Il rumore che pervade le nostre strade a ogni ora del giorno e della notte indica piuttosto che il nostro stile di vita è improntato alla pigrizia e alla stanchezza. Se camminassimo a piedi, facendo a meno di auto, moto e ogni genere di veicoli, ci muoveremmo certamente di più. Il rumore dei mezzi di trasporto perciò è il segno del riposo umano.
Si mangia di più e ci si muove di meno. È questo lo stile di vita di quello che qualcuno ha ribattezzato l’homo comfort. Almeno dalla fine della seconda guerra mondiale si è diffuso un modo di vivere che ci porta a ricercare sempre la comodità in nome di una morale della vita lunga dove conta campare il meglio possibile e il più a lungo possibile. Il paradosso è che così facendo rischiamo di far male al nostro corpo, a un organo in particolare.
Quando il cattivo stile di vita fa male a un organo del nostro corpo
La sedentarietà del nostro tempo ci fa letteralmente venire il mal di fegato. Sono infatti in aumento le patologie epatiche e sempre più persone hanno il fegato grasso. una condizione che più tecnicamente si chiama steatosi epatica. A spiegarlo alla Fondazione Veronesi è il professor Massimo Pinzani, docente di Medicina all’University College London, reduce da un convegno romano tenutosi presso l’Ospedale San Camillo Forlanini.
Il convegno era dedicato alla salute del fegato dell’homo confort (cioè tutti noi) e la diagnosi non è per nulla piacevole. Il fegato grasso – che è una malattia vera e propria – riguarda un italiano su quattro tra i 18 e i 70 anni e nel 5% dei casi può portare a steatoepatite (infiammazione) e cirrosi. «Oppure può rivelarsi, nel corso di 10-20 anni, un tumore del fegato -, fa presente il dottor Adriano Pellicelli, Direttore Uoc Malattie del fegato al San Camillo Forlanini – con un’incidenza annuale di 11 casi su mille individui con steatoepatite».

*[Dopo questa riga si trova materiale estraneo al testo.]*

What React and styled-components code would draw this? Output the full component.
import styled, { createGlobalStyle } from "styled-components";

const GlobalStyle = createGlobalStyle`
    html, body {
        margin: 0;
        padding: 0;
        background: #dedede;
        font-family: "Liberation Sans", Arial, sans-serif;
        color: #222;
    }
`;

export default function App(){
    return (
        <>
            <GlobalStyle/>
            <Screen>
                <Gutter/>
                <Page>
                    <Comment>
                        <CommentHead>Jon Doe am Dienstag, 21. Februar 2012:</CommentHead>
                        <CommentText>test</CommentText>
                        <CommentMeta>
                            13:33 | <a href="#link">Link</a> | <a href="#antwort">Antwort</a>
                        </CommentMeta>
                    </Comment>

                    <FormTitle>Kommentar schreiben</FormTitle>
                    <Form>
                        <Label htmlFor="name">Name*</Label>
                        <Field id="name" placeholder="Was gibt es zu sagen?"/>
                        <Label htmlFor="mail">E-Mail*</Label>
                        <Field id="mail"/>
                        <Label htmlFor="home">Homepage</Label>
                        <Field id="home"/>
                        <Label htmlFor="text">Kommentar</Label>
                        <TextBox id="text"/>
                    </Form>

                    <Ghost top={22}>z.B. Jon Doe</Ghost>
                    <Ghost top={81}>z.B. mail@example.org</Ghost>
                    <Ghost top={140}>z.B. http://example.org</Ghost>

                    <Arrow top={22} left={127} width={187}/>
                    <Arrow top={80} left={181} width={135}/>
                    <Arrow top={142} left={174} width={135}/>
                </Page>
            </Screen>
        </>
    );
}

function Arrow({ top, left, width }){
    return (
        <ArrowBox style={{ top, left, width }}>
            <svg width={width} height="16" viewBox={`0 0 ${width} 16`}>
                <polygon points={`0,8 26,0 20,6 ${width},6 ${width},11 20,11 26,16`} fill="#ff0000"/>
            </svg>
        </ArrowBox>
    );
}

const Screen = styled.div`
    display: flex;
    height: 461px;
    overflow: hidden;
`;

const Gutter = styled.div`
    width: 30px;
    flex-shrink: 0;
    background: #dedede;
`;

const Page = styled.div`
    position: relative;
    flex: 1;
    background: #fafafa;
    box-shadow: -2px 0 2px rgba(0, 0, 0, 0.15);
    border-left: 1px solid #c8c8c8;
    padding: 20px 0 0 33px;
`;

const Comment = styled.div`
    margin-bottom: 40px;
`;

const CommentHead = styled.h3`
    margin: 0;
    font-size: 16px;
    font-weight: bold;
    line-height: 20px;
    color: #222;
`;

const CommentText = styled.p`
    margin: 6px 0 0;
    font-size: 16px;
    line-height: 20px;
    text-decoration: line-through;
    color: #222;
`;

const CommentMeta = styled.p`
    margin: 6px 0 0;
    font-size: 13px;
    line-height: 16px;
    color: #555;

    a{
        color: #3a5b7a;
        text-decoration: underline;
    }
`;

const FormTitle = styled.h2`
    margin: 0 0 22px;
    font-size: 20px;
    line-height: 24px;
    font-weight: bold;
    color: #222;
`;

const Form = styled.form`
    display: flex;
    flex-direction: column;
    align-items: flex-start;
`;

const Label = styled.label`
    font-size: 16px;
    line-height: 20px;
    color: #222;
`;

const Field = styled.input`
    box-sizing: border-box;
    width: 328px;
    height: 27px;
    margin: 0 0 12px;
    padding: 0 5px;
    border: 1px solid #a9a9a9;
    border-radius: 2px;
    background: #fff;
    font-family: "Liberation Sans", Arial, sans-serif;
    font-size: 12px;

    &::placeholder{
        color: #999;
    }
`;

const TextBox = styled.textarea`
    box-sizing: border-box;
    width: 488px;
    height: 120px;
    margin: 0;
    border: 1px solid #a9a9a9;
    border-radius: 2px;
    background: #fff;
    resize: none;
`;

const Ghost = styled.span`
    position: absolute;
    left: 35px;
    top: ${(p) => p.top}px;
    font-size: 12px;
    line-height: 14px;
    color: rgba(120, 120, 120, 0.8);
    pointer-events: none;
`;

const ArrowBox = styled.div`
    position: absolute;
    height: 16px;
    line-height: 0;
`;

Non ci sono solo cattive notizie sul fronte del fegato. Ad esempio negli ultimi 2-3 anni l’immunoterapia ha prolungato la sopravvivenza di alcuni pazienti ammalati di tumore al fegato e a volte ha permesso perfino di passare da una forma non trattabile a una trattabile con un intervento chirurgico o il trapianto.
C’è poi la più importante notizia dell’ultimo decennio: la sconfitta dell’epatite B e C. Merito dello sviluppo di farmaci virali che eliminano l’epatite C e impediscono la replicazione dell’epatite B (che nei più giovani non esiste, visto che dal 1986 vengono vaccinati contro questo virus).
Accanto a queste novità positive bisogna però registrare l’aumento delle patologie epatiche. Colpa di stili di vita malsani e della scarsa prevenzione. Gli esperti puntano il dito su fattori di rischio come obesità, cattiva alimentazione, malattie come il diabete, alterazioni nei valori dei trigliceridi o del colesterolo. Senza trascurare il ruolo giocato da possibili predisposizioni genetiche.